» **Given task**
Nothing in the data should change when you return it, but leave the pictures out.

━━━━━━

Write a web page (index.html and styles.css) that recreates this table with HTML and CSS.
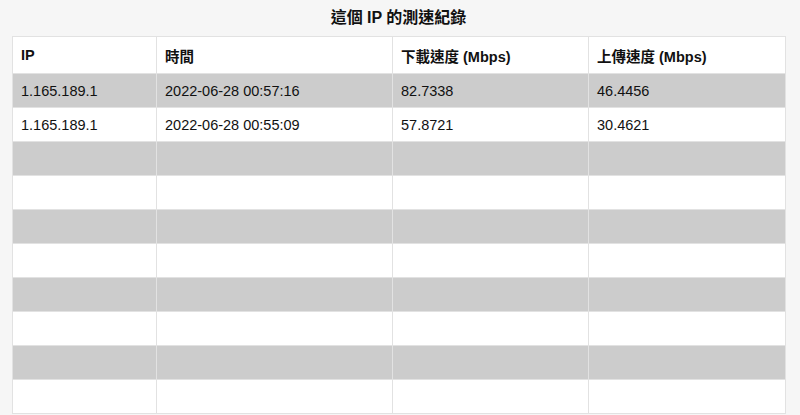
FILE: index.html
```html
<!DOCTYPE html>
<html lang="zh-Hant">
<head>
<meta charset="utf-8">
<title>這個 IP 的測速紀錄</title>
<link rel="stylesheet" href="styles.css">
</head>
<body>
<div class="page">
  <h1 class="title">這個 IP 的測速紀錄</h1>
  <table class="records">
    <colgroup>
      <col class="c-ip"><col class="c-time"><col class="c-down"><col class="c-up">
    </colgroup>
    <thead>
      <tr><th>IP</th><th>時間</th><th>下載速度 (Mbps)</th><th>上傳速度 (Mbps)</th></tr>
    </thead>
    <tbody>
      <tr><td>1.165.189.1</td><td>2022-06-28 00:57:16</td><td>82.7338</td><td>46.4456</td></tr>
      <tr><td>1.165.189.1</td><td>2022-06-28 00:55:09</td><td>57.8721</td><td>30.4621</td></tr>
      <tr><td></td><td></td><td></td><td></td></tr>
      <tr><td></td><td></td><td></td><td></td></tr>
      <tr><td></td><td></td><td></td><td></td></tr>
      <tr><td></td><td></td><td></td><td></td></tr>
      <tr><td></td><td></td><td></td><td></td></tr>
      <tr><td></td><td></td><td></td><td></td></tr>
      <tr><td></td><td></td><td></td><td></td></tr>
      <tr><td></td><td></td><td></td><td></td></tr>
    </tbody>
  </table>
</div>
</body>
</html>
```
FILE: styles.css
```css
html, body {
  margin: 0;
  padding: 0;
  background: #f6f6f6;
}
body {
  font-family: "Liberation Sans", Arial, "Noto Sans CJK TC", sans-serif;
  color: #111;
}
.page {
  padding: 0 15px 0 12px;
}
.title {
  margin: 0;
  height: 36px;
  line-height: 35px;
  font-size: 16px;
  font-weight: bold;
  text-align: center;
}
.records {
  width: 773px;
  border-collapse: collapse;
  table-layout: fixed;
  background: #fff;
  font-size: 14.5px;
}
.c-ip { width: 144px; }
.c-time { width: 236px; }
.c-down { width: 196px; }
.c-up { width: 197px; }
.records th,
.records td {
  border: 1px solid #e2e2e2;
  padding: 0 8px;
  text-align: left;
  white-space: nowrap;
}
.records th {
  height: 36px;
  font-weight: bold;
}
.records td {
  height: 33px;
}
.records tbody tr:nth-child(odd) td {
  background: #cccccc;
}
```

━━━━━━

» **Answer to this task**
Write a web page (index.html and styles.css) that recreates this table with HTML and CSS.
FILE: index.html
```html
<!DOCTYPE html>
<html lang="zh-Hant">
<head>
<meta charset="utf-8">
<title>這個 IP 的測速紀錄</title>
<link rel="stylesheet" href="styles.css">
</head>
<body>
<div class="page">
  <h1 class="title">這個 IP 的測速紀錄</h1>
  <table class="records">
    <colgroup>
      <col class="c-ip"><col class="c-time"><col class="c-down"><col class="c-up">
    </colgroup>
    <thead>
      <tr><th>IP</th><th>時間</th><th>下載速度 (Mbps)</th><th>上傳速度 (Mbps)</th></tr>
    </thead>
    <tbody>
      <tr><td>1.165.189.1</td><td>2022-06-28 00:57:16</td><td>82.7338</td><td>46.4456</td></tr>
      <tr><td>1.165.189.1</td><td>2022-06-28 00:55:09</td><td>57.8721</td><td>30.4621</td></tr>
      <tr><td></td><td></td><td></td><td></td></tr>
      <tr><td></td><td></td><td></td><td></td></tr>
      <tr><td></td><td></td><td></td><td></td></tr>
      <tr><td></td><td></td><td></td><td></td></tr>
      <tr><td></td><td></td><td></td><td></td></tr>
      <tr><td></td><td></td><td></td><td></td></tr>
      <tr><td></td><td></td><td></td><td></td></tr>
      <tr><td></td><td></td><td></td><td></td></tr>
    </tbody>
  </table>
</div>
</body>
</html>
```
FILE: styles.css
```css
html, body {
  margin: 0;
  padding: 0;
  background: #f6f6f6;
}
body {
  font-family: "Liberation Sans", Arial, "Noto Sans CJK TC", sans-serif;
  color: #111;
}
.page {
  padding: 0 15px 0 12px;
}
.title {
  margin: 0;
  height: 36px;
  line-height: 35px;
  font-size: 16px;
  font-weight: bold;
  text-align: center;
}
.records {
  width: 773px;
  border-collapse: collapse;
  table-layout: fixed;
  background: #fff;
  font-size: 14.5px;
}
.c-ip { width: 144px; }
.c-time { width: 236px; }
.c-down { width: 196px; }
.c-up { width: 197px; }
.records th,
.records td {
  border: 1px solid #e2e2e2;
  padding: 0 8px;
  text-align: left;
  white-space: nowrap;
}
.records th {
  height: 36px;
  font-weight: bold;
}
.records td {
  height: 33px;
}
.records tbody tr:nth-child(odd) td {
  background: #cccccc;
}
```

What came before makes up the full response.